>> Begin
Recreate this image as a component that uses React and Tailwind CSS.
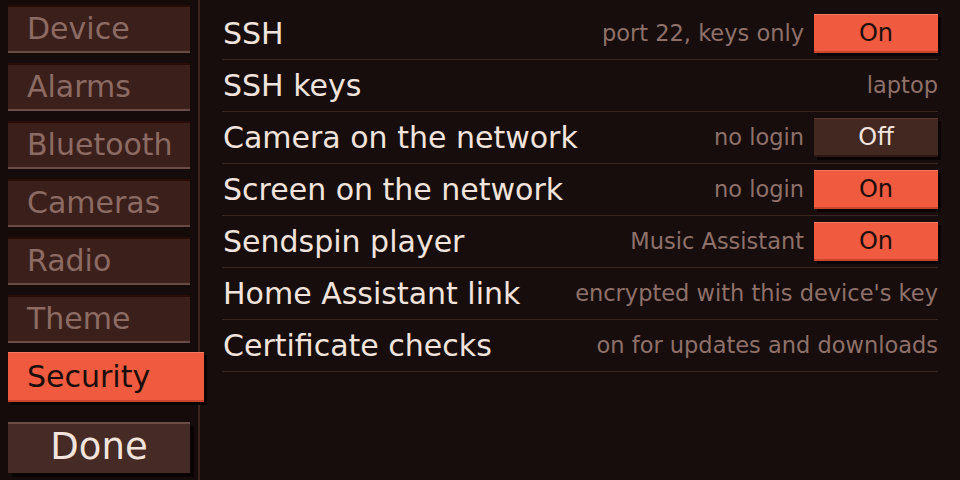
import React from 'react';

const tabs = ['Device', 'Alarms', 'Bluetooth', 'Cameras', 'Radio', 'Theme', 'Security'];

const rows = [
  { title: 'SSH', note: 'port 22, keys only', toggle: true },
  { title: 'SSH keys', note: 'laptop' },
  { title: 'Camera on the network', note: 'no login', toggle: false },
  { title: 'Screen on the network', note: 'no login', toggle: true },
  { title: 'Sendspin player', note: 'Music Assistant', toggle: true },
  { title: 'Home Assistant link', note: "encrypted with this device's key" },
  { title: 'Certificate checks', note: 'on for updates and downloads' },
];

const Toggle = ({ on }) =>
  on ? (
    <button className="w-[124px] h-[39px] bg-[#f05b3f] border-t border-[#f47a60] border-b-2 border-b-[#c9452c] text-[#1a0e0c] text-[24px] leading-none shadow-[3px_3px_0_#0a0504]">
      On
    </button>
  ) : (
    <button className="w-[124px] h-[39px] bg-[#432822] border-t border-[#5a3a33] border-b-2 border-b-[#2a1713] text-[#f2e4dc] text-[24px] leading-none shadow-[3px_3px_0_#0a0504]">
      Off
    </button>
  );

export default function App() {
  const active = 'Security';

  return (
    <div
      className="w-[960px] h-[480px] flex bg-[#160d0c] overflow-hidden"
      style={{ fontFamily: '"DejaVu Sans", sans-serif' }}
    >
      {/* sidebar */}
      <div className="w-[200px] shrink-0 border-r-2 border-[#3a221d] bg-[#140b0a] flex flex-col pt-[5px] pl-[8px]">
        <div className="flex flex-col gap-[10px]">
          {tabs.map((t) =>
            t === active ? (
              <div
                key={t}
                className="w-[196px] h-[50px] -mt-[1px] bg-[#f05b3f] border-t border-[#f47a60] border-b-2 border-b-[#c9452c] text-[#1a0e0c] text-[30px] leading-none flex items-center pl-[19px] shadow-[3px_3px_0_#0a0504]"
              >
                {t}
              </div>
            ) : (
              <div
                key={t}
                className="w-[182px] h-[48px] bg-[#3b1f1a] border-t-2 border-[#2a0c07] border-b-2 border-b-[#6b4b45] text-[#8b6b64] text-[30px] leading-none flex items-center pl-[19px]"
              >
                {t}
              </div>
            )
          )}
        </div>
        <button className="mt-[20px] w-[182px] h-[51px] bg-[#452a25] border-t-2 border-[#6a4d47] text-[#f2e4dc] text-[37px] leading-none flex items-center justify-center pb-[4px] shadow-[4px_4px_0_#0a0504]">
          Done
        </button>
      </div>

      {/* settings list */}
      <div className="flex-1 pl-[22px] pr-[22px] pt-[8px]">
        {rows.map((r) => (
          <div
            key={r.title}
            className="h-[52px] border-b border-[#3a2620] flex items-center gap-[10px]"
          >
            <div className="flex-1 text-[30px] leading-none text-[#f2e4dc] pl-[1px] whitespace-nowrap">
              {r.title}
            </div>
            <div className="text-[22.5px] leading-none text-[#8f716a] whitespace-nowrap">{r.note}</div>
            {r.toggle !== undefined && <Toggle on={r.toggle} />}
          </div>
        ))}
      </div>
    </div>
  );
}
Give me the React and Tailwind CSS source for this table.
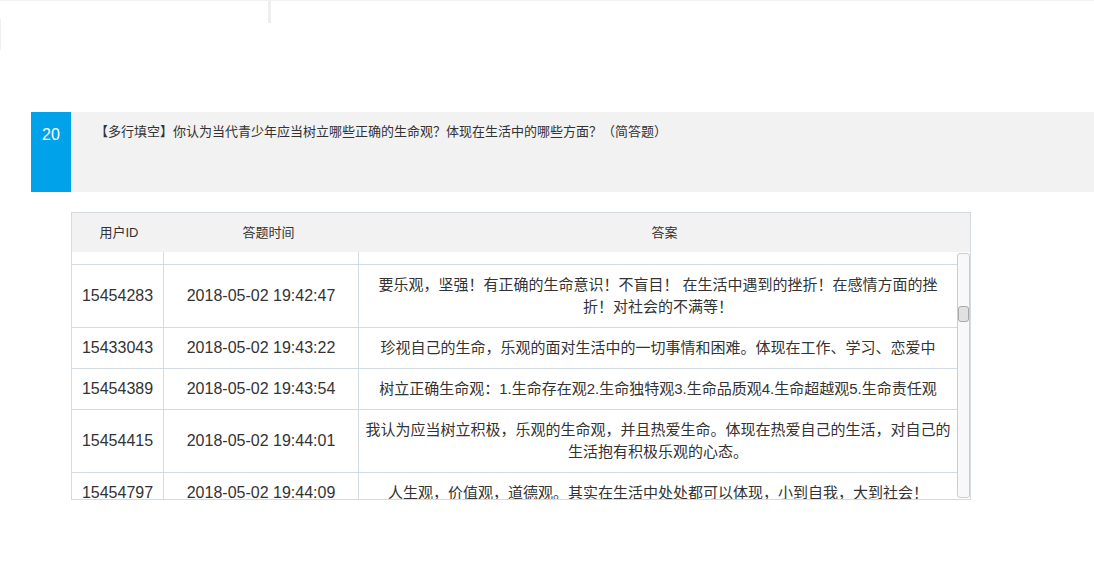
import React from "react";

const rows = [
  {
    id: "15454283",
    time: "2018-05-02 19:42:47",
    answer: ["要乐观，坚强！有正确的生命意识！不盲目！ 在生活中遇到的挫折！在感情方面的挫", "折！对社会的不满等！"],
  },
  {
    id: "15433043",
    time: "2018-05-02 19:43:22",
    answer: ["珍视自己的生命，乐观的面对生活中的一切事情和困难。体现在工作、学习、恋爱中"],
  },
  {
    id: "15454389",
    time: "2018-05-02 19:43:54",
    answer: ["树立正确生命观：1.生命存在观2.生命独特观3.生命品质观4.生命超越观5.生命责任观"],
  },
  {
    id: "15454415",
    time: "2018-05-02 19:44:01",
    answer: ["我认为应当树立积极，乐观的生命观，并且热爱生命。体现在热爱自己的生活，对自己的", "生活抱有积极乐观的心态。"],
  },
  {
    id: "15454797",
    time: "2018-05-02 19:44:09",
    answer: ["人生观，价值观，道德观。其实在生活中处处都可以体现，小到自我，大到社会！"],
  },
];

function App() {
  return (
    <div
      className="w-[1094px] h-[566px] bg-white overflow-hidden text-[#333]"
      style={{ fontFamily: '"Liberation Sans", "Noto Sans CJK SC", sans-serif' }}
    >
      {/* 顶部残留的边框 */}
      <div className="border-t border-[#f2f2f2] flex">
        <div className="w-[268px] h-[22px]" />
        <div className="w-[3px] h-[22px] bg-[#efefef]" />
      </div>
      <div className="-mt-[4px] w-[1px] h-[31px] bg-[#efefef]" />

      {/* 题目 */}
      <div className="mt-[62px] ml-[31px] flex h-[80px] bg-[#f2f2f2]">
        <div className="w-[40px] bg-[#00a3ea] text-white text-[16px] leading-[20px] pt-[13px] text-center">
          20
        </div>
        <div className="pl-[24px] pt-[11px] text-[13px] leading-[18px] text-[#333]">
          【多行填空】你认为当代青少年应当树立哪些正确的生命观？体现在生活中的哪些方面？（简答题）
        </div>
      </div>

      {/* 答案表格 */}
      <div className="mt-[20px] ml-[71px] w-[900px] border border-[#d3dbe2] border-b-0">
        <div className="grid grid-cols-[92px_195px_1fr] h-[39px] bg-[#f2f2f2] text-[13px] items-center text-center">
          <div className="pl-[2px]">用户ID</div>
          <div className="pl-[14px]">答题时间</div>
          <div>答案</div>
        </div>
        <div className="flex h-[247px] overflow-hidden">
          <div className="w-[885px] text-[15px] leading-[22px]">
            <div className="grid grid-cols-[92px_195px_598px] h-[13px] border-b border-[#d3dbe2]">
              <div className="border-r border-[#d3dbe2]" />
              <div className="border-r border-[#d3dbe2]" />
              <div />
            </div>
            {rows.map((r) => (
              <div
                key={r.id}
                className="grid grid-cols-[92px_195px_598px] border-b border-[#d3dbe2] text-center"
              >
                <div className="border-r border-[#d3dbe2] flex items-center justify-center py-[9px] text-[16px]">
                  {r.id}
                </div>
                <div className="border-r border-[#d3dbe2] flex items-center justify-center py-[9px] text-[16px]">
                  {r.time}
                </div>
                <div className="py-[9px] px-[4px]">
                  {r.answer.map((line, i) => (
                    <div key={i} className="whitespace-nowrap">
                      {line}
                    </div>
                  ))}
                </div>
              </div>
            ))}
          </div>
          <div className="w-[13px] pt-[1px] pb-[1px]">
            <div className="h-full rounded-[3px] border border-[#cdcdcd] bg-[#f8f8f8] pt-[52px]">
              <div className="h-[16px] rounded-[3px] border border-[#a9a9a9] bg-[#e1e1e1]" />
            </div>
          </div>
        </div>
        <div className="h-0 border-b border-[#d3dbe2]" />
      </div>
    </div>
  );
}

export default App;
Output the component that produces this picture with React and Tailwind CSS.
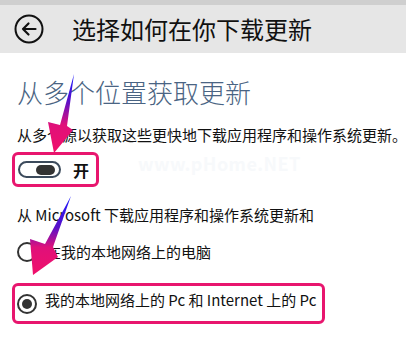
import React from "react";

const font = { fontFamily: '"Noto Sans CJK SC", "Noto Sans", sans-serif' };

function Radio({ checked }) {
  return (
    <div className="w-[20px] h-[20px] rounded-full border-[2px] border-[#333] flex items-center justify-center shrink-0">
      {checked && <div className="w-[10px] h-[10px] rounded-full bg-[#333]" />}
    </div>
  );
}

export default function App() {
  return (
    <div className="relative w-[406px] h-[343px] bg-white overflow-hidden" style={font}>
      <div className="h-[53px] bg-[#e6e6e6] border-t-[5px] border-[#cfcfcf] flex items-center pl-[14px]">
        <svg width="30" height="30" viewBox="0 0 30 30" className="shrink-0">
          <circle cx="15" cy="15" r="13.5" fill="none" stroke="#111" strokeWidth="2" />
          <path d="M21.5 15H9M14.5 9.5L9 15l5.5 5.5" fill="none" stroke="#111" strokeWidth="2.2" strokeLinecap="round" strokeLinejoin="round" />
        </svg>
        <div className="ml-[28px] text-[24px] leading-[30px] text-[#111]">选择如何在你下载更新</div>
      </div>

      <div className="pl-[17px]">
        <div className="mt-[23px] text-[26px] leading-[32px] font-light text-[#4a6483]">从多个位置获取更新</div>
        <div className="mt-[17px] text-[15px] leading-[20px] text-[#111] whitespace-nowrap">从多个源以获取这些更快地下载应用程序和操作系统更新。</div>

        <div className="mt-[7px] -ml-[5px] w-[87px] h-[35px] border-[3px] border-[#e8166e] rounded-[6px] flex items-center pl-[3px]">
          <div className="w-[43px] h-[17px] rounded-full border-[2px] border-[#3c4b5c] flex items-center justify-end pr-[4px]">
            <div className="w-[19px] h-[10px] rounded-full bg-[#333]" />
          </div>
          <div className="ml-[12px] text-[16px] font-bold text-[#111] leading-[20px]">开</div>
        </div>

        <div className="mt-[18px] text-[15px] leading-[20px] text-[#111] whitespace-nowrap">从 Microsoft 下载应用程序和操作系统更新和</div>

        <div className="mt-[17px] flex items-center h-[20px]">
          <Radio checked={false} />
          <div className="ml-[9px] text-[15px] leading-[20px] text-[#111]">在我的本地网络上的电脑</div>
        </div>

        <div className="mt-[21px] -ml-[5px] w-[313px] h-[41px] border-[3px] border-[#e8166e] rounded-[6px] flex items-center pl-[2px]">
          <Radio checked={true} />
          <div className="ml-[8px] text-[15px] leading-[20px] text-[#111] whitespace-nowrap -mt-[8px]">我的本地网络上的 Pc 和 Internet 上的 Pc</div>
        </div>
      </div>

      <div className="absolute left-[138px] top-[150px] text-[18px] text-[#f7f9fb] font-bold tracking-wide">www.pHome.NET</div>

      <svg className="absolute left-0 top-0 pointer-events-none" width="406" height="343" viewBox="0 0 406 343">
        <defs>
          <linearGradient id="g1" x1="0" y1="74" x2="0" y2="152" gradientUnits="userSpaceOnUse">
            <stop offset="0" stopColor="#1a1aff" />
            <stop offset="0.35" stopColor="#5a10c8" />
            <stop offset="0.65" stopColor="#e0107a" />
            <stop offset="1" stopColor="#f0106a" />
          </linearGradient>
          <linearGradient id="g2" x1="0" y1="196" x2="0" y2="275" gradientUnits="userSpaceOnUse">
            <stop offset="0" stopColor="#1a1aff" />
            <stop offset="0.4" stopColor="#5a10c8" />
            <stop offset="0.65" stopColor="#e0107a" />
            <stop offset="1" stopColor="#f0106a" />
          </linearGradient>
        </defs>
        <polygon points="74,74 67,126 73,130 54,153 48,122 60,125" fill="url(#g1)" />
        <polygon points="71,196 53,247 58,257 33,275 30,239 45,244" fill="url(#g2)" />
      </svg>
    </div>
  );
}
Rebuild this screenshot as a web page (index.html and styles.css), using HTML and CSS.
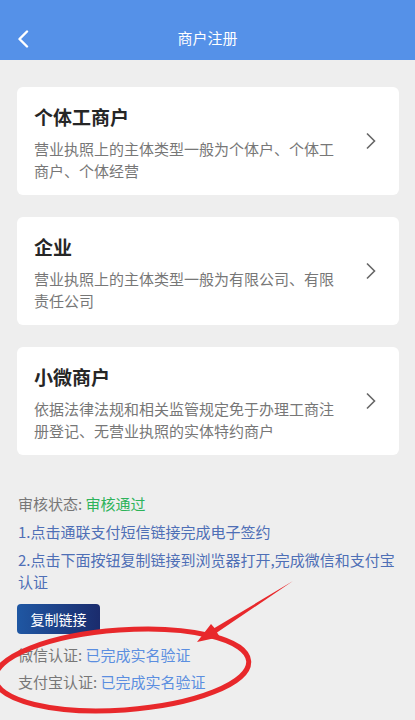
>> End
_EXERCISE:_ From the data above, gather every line that includes the word "Tailwind".

_REPLY:_
Recreate this image as a component that uses React and Tailwind CSS.
Give me the React and Tailwind CSS source for this table.
Output the component that produces this picture with React and Tailwind CSS.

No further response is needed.